> _Directions_
Drop every picture and give the entries back exactly.

> _Available data_
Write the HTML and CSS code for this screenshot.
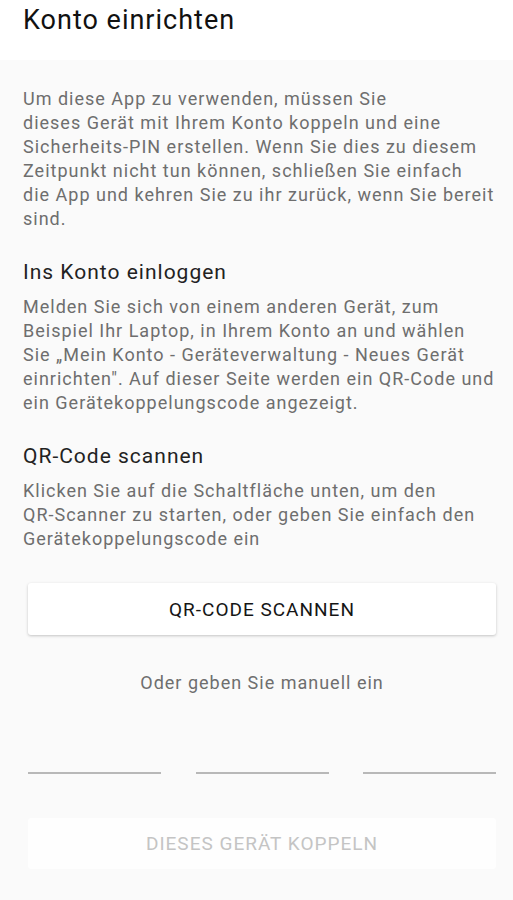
FILE: index.html
```html
<!DOCTYPE html>
<html lang="de">
<head>
<meta charset="utf-8">
<link rel="stylesheet" href="styles.css">
</head>
<body>
<header class="appbar"><h1 class="title">Konto einrichten</h1></header>
<main class="content">
  <p class="text">Um diese App zu verwenden, müssen Sie<br>dieses Gerät mit Ihrem Konto koppeln und eine<br>Sicherheits-PIN erstellen. Wenn Sie dies zu diesem<br>Zeitpunkt nicht tun können, schließen Sie einfach<br>die App und kehren Sie zu ihr zurück, wenn Sie bereit<br>sind.</p>
  <h2 class="heading">Ins Konto einloggen</h2>
  <p class="text">Melden Sie sich von einem anderen Gerät, zum<br>Beispiel Ihr Laptop, in Ihrem Konto an und wählen<br>Sie „Mein Konto - Geräteverwaltung - Neues Gerät<br>einrichten". Auf dieser Seite werden ein QR-Code und<br>ein Gerätekoppelungscode angezeigt.</p>
  <h2 class="heading">QR-Code scannen</h2>
  <p class="text">Klicken Sie auf die Schaltfläche unten, um den<br>QR-Scanner zu starten, oder geben Sie einfach den<br>Gerätekoppelungscode ein</p>
  <button class="btn primary">QR-CODE SCANNEN</button>
  <p class="manual">Oder geben Sie manuell ein</p>
  <div class="inputs">
    <span class="field"></span>
    <span class="field"></span>
    <span class="field"></span>
  </div>
  <button class="btn disabled">DIESES GERÄT KOPPELN</button>
</main>
</body>
</html>
```
FILE: styles.css
```css
html, body {
  margin: 0;
  padding: 0;
  background: #fafafa;
  font-family: Roboto, "Noto Sans", sans-serif;
}
.appbar {
  background: #ffffff;
  height: 60px;
  padding: 0 23px;
  display: flex;
  align-items: flex-start;
}
.title {
  margin: 3px 0 0;
  font-size: 27px;
  font-weight: 400;
  letter-spacing: 1px;
  color: #111;
  line-height: 34px;
}
.content {
  padding: 27px 17px 0 28px;
  display: flex;
  flex-direction: column;
}
.text {
  margin: 0 0 0 -5px;
  font-size: 18px;
  line-height: 24px;
  letter-spacing: 1px;
  color: #6e6e6e;
  white-space: nowrap;
}
.heading {
  margin: 27px 0 9px -5px;
  font-size: 21px;
  font-weight: 400;
  letter-spacing: 1px;
  color: #222;
  line-height: 28px;
}
.btn {
  font-family: Roboto, "Noto Sans", sans-serif;
  border: none;
  border-radius: 3px;
  height: 52px;
  width: 468px;
  font-size: 19px;
  font-weight: 400;
  letter-spacing: 1px;
  background: #fff;
  padding: 0;
}
.primary {
  margin-top: 32px;
  color: #151515;
  box-shadow: 0 1px 3px rgba(0,0,0,0.22);
}
.manual {
  margin: 36px 0 0;
  text-align: center;
  width: 468px;
  font-size: 18px;
  letter-spacing: 1px;
  line-height: 24px;
  color: #6e6e6e;
}
.inputs {
  margin-top: 77px;
  width: 468px;
  display: flex;
  justify-content: space-between;
}
.field {
  width: 133px;
  height: 2px;
  background: #b8b8b8;
}
.disabled {
  margin-top: 44px;
  height: 51px;
  color: #c4c4c4;
  background: #fefefe;
}
```
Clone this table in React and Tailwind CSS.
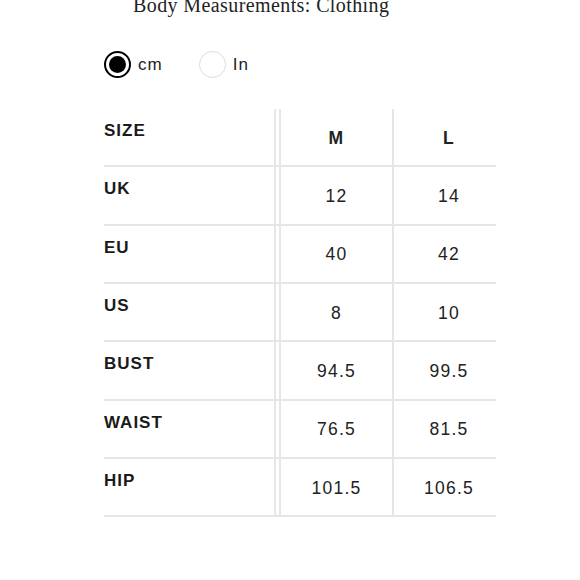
import React, { useState } from "react";

const rows = [
  { label: "UK", m: "12", l: "14" },
  { label: "EU", m: "40", l: "42" },
  { label: "US", m: "8", l: "10" },
  { label: "BUST", m: "94.5", l: "99.5" },
  { label: "WAIST", m: "76.5", l: "81.5" },
  { label: "HIP", m: "101.5", l: "106.5" },
];

function Radio({ checked, label, onClick }) {
  return (
    <button type="button" onClick={onClick} className="flex items-center gap-[7px]">
      <span
        className={
          checked
            ? "w-[27px] h-[27px] rounded-full border-2 border-black flex items-center justify-center"
            : "w-[27px] h-[27px] rounded-full border-[1.5px] border-[#dcdcdc]"
        }
      >
        {checked && <span className="w-[17px] h-[17px] rounded-full bg-black" />}
      </span>
      <span className="text-[17px] tracking-[1px] text-[#222]">{label}</span>
    </button>
  );
}

function Row({ label, m, l, header }) {
  return (
    <div className="flex h-[58.33px] border-b-2 border-[#e6e6e6]">
      <div className="w-[172px] border-r-2 border-[#e6e6e6] pt-[9px] text-[17px] font-bold tracking-[1px] text-[#1a1a1a]">
        {label}
      </div>
      <div
        className={
          "ml-[3px] w-[115px] border-l-2 border-r-2 border-[#e6e6e6] flex items-center justify-center text-[17.5px] tracking-[1.2px] text-[#222] " +
          (header ? "font-bold pt-[2px]" : "pt-[1px]")
        }
      >
        {m}
      </div>
      <div
        className={
          "flex-1 pl-[8px] flex items-center justify-center text-[17.5px] tracking-[1.2px] text-[#222] " +
          (header ? "font-bold pt-[2px]" : "pt-[1px]")
        }
      >
        {l}
      </div>
    </div>
  );
}

export default function App() {
  const [unit, setUnit] = useState("cm");

  return (
    <div className="w-[580px] h-[580px] bg-white overflow-hidden font-['Liberation_Sans',Arial,sans-serif]">
      <h1 className="ml-[133px] -mt-[7px] text-[20px] leading-[24px] tracking-[0.4px] text-[#222] font-['Liberation_Serif','Times_New_Roman',serif]">
        Body Measurements: Clothing
      </h1>

      <div className="ml-[104px] mt-[34px] flex items-center gap-[36px]">
        <Radio checked={unit === "cm"} label="cm" onClick={() => setUnit("cm")} />
        <Radio checked={unit === "in"} label="In" onClick={() => setUnit("in")} />
      </div>

      <div className="ml-[104px] mt-[31px] w-[392px]">
        <Row label="SIZE" m="M" l="L" header />
        {rows.map((r) => (
          <Row key={r.label} {...r} />
        ))}
      </div>
    </div>
  );
}
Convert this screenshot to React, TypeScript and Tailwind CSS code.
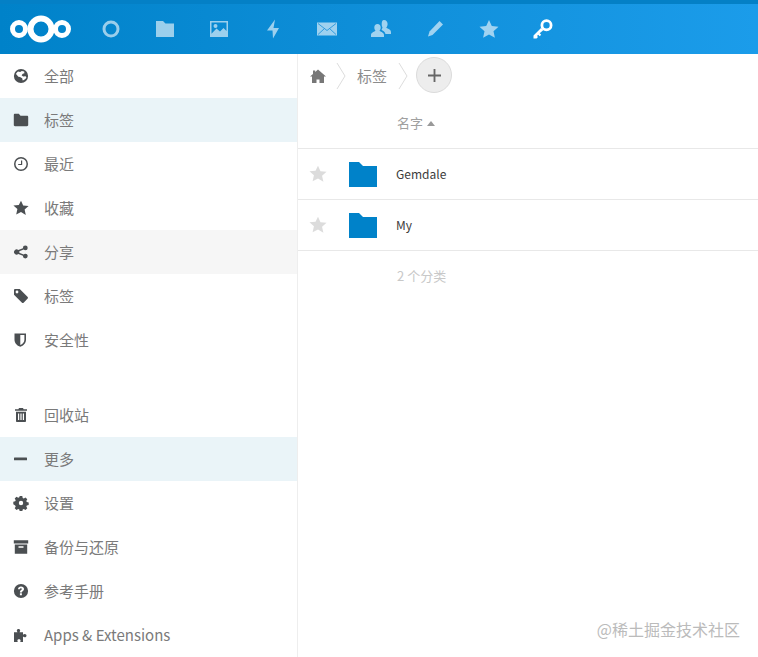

> _Right answer_
Write the HTML and CSS code for this screenshot.
FILE: index.html
```html
<!DOCTYPE html>
<html lang="de">
<head>
<meta charset="utf-8">
<link rel="stylesheet" href="styles.css">
</head>
<body>
<header class="appbar"><h1 class="title">Konto einrichten</h1></header>
<main class="content">
  <p class="text">Um diese App zu verwenden, müssen Sie<br>dieses Gerät mit Ihrem Konto koppeln und eine<br>Sicherheits-PIN erstellen. Wenn Sie dies zu diesem<br>Zeitpunkt nicht tun können, schließen Sie einfach<br>die App und kehren Sie zu ihr zurück, wenn Sie bereit<br>sind.</p>
  <h2 class="heading">Ins Konto einloggen</h2>
  <p class="text">Melden Sie sich von einem anderen Gerät, zum<br>Beispiel Ihr Laptop, in Ihrem Konto an und wählen<br>Sie „Mein Konto - Geräteverwaltung - Neues Gerät<br>einrichten". Auf dieser Seite werden ein QR-Code und<br>ein Gerätekoppelungscode angezeigt.</p>
  <h2 class="heading">QR-Code scannen</h2>
  <p class="text">Klicken Sie auf die Schaltfläche unten, um den<br>QR-Scanner zu starten, oder geben Sie einfach den<br>Gerätekoppelungscode ein</p>
  <button class="btn primary">QR-CODE SCANNEN</button>
  <p class="manual">Oder geben Sie manuell ein</p>
  <div class="inputs">
    <span class="field"></span>
    <span class="field"></span>
    <span class="field"></span>
  </div>
  <button class="btn disabled">DIESES GERÄT KOPPELN</button>
</main>
</body>
</html>
```
FILE: styles.css
```css
html, body {
  margin: 0;
  padding: 0;
  background: #fafafa;
  font-family: Roboto, "Noto Sans", sans-serif;
}
.appbar {
  background: #ffffff;
  height: 60px;
  padding: 0 23px;
  display: flex;
  align-items: flex-start;
}
.title {
  margin: 3px 0 0;
  font-size: 27px;
  font-weight: 400;
  letter-spacing: 1px;
  color: #111;
  line-height: 34px;
}
.content {
  padding: 27px 17px 0 28px;
  display: flex;
  flex-direction: column;
}
.text {
  margin: 0 0 0 -5px;
  font-size: 18px;
  line-height: 24px;
  letter-spacing: 1px;
  color: #6e6e6e;
  white-space: nowrap;
}
.heading {
  margin: 27px 0 9px -5px;
  font-size: 21px;
  font-weight: 400;
  letter-spacing: 1px;
  color: #222;
  line-height: 28px;
}
.btn {
  font-family: Roboto, "Noto Sans", sans-serif;
  border: none;
  border-radius: 3px;
  height: 52px;
  width: 468px;
  font-size: 19px;
  font-weight: 400;
  letter-spacing: 1px;
  background: #fff;
  padding: 0;
}
.primary {
  margin-top: 32px;
  color: #151515;
  box-shadow: 0 1px 3px rgba(0,0,0,0.22);
}
.manual {
  margin: 36px 0 0;
  text-align: center;
  width: 468px;
  font-size: 18px;
  letter-spacing: 1px;
  line-height: 24px;
  color: #6e6e6e;
}
.inputs {
  margin-top: 77px;
  width: 468px;
  display: flex;
  justify-content: space-between;
}
.field {
  width: 133px;
  height: 2px;
  background: #b8b8b8;
}
.disabled {
  margin-top: 44px;
  height: 51px;
  color: #c4c4c4;
  background: #fefefe;
}
```
Clone this table in React and Tailwind CSS.
import React, { useState } from "react";

const rows = [
  { label: "UK", m: "12", l: "14" },
  { label: "EU", m: "40", l: "42" },
  { label: "US", m: "8", l: "10" },
  { label: "BUST", m: "94.5", l: "99.5" },
  { label: "WAIST", m: "76.5", l: "81.5" },
  { label: "HIP", m: "101.5", l: "106.5" },
];

function Radio({ checked, label, onClick }) {
  return (
    <button type="button" onClick={onClick} className="flex items-center gap-[7px]">
      <span
        className={
          checked
            ? "w-[27px] h-[27px] rounded-full border-2 border-black flex items-center justify-center"
            : "w-[27px] h-[27px] rounded-full border-[1.5px] border-[#dcdcdc]"
        }
      >
        {checked && <span className="w-[17px] h-[17px] rounded-full bg-black" />}
      </span>
      <span className="text-[17px] tracking-[1px] text-[#222]">{label}</span>
    </button>
  );
}

function Row({ label, m, l, header }) {
  return (
    <div className="flex h-[58.33px] border-b-2 border-[#e6e6e6]">
      <div className="w-[172px] border-r-2 border-[#e6e6e6] pt-[9px] text-[17px] font-bold tracking-[1px] text-[#1a1a1a]">
        {label}
      </div>
      <div
        className={
          "ml-[3px] w-[115px] border-l-2 border-r-2 border-[#e6e6e6] flex items-center justify-center text-[17.5px] tracking-[1.2px] text-[#222] " +
          (header ? "font-bold pt-[2px]" : "pt-[1px]")
        }
      >
        {m}
      </div>
      <div
        className={
          "flex-1 pl-[8px] flex items-center justify-center text-[17.5px] tracking-[1.2px] text-[#222] " +
          (header ? "font-bold pt-[2px]" : "pt-[1px]")
        }
      >
        {l}
      </div>
    </div>
  );
}

export default function App() {
  const [unit, setUnit] = useState("cm");

  return (
    <div className="w-[580px] h-[580px] bg-white overflow-hidden font-['Liberation_Sans',Arial,sans-serif]">
      <h1 className="ml-[133px] -mt-[7px] text-[20px] leading-[24px] tracking-[0.4px] text-[#222] font-['Liberation_Serif','Times_New_Roman',serif]">
        Body Measurements: Clothing
      </h1>

      <div className="ml-[104px] mt-[34px] flex items-center gap-[36px]">
        <Radio checked={unit === "cm"} label="cm" onClick={() => setUnit("cm")} />
        <Radio checked={unit === "in"} label="In" onClick={() => setUnit("in")} />
      </div>

      <div className="ml-[104px] mt-[31px] w-[392px]">
        <Row label="SIZE" m="M" l="L" header />
        {rows.map((r) => (
          <Row key={r.label} {...r} />
        ))}
      </div>
    </div>
  );
}
Convert this screenshot to React, TypeScript and Tailwind CSS code.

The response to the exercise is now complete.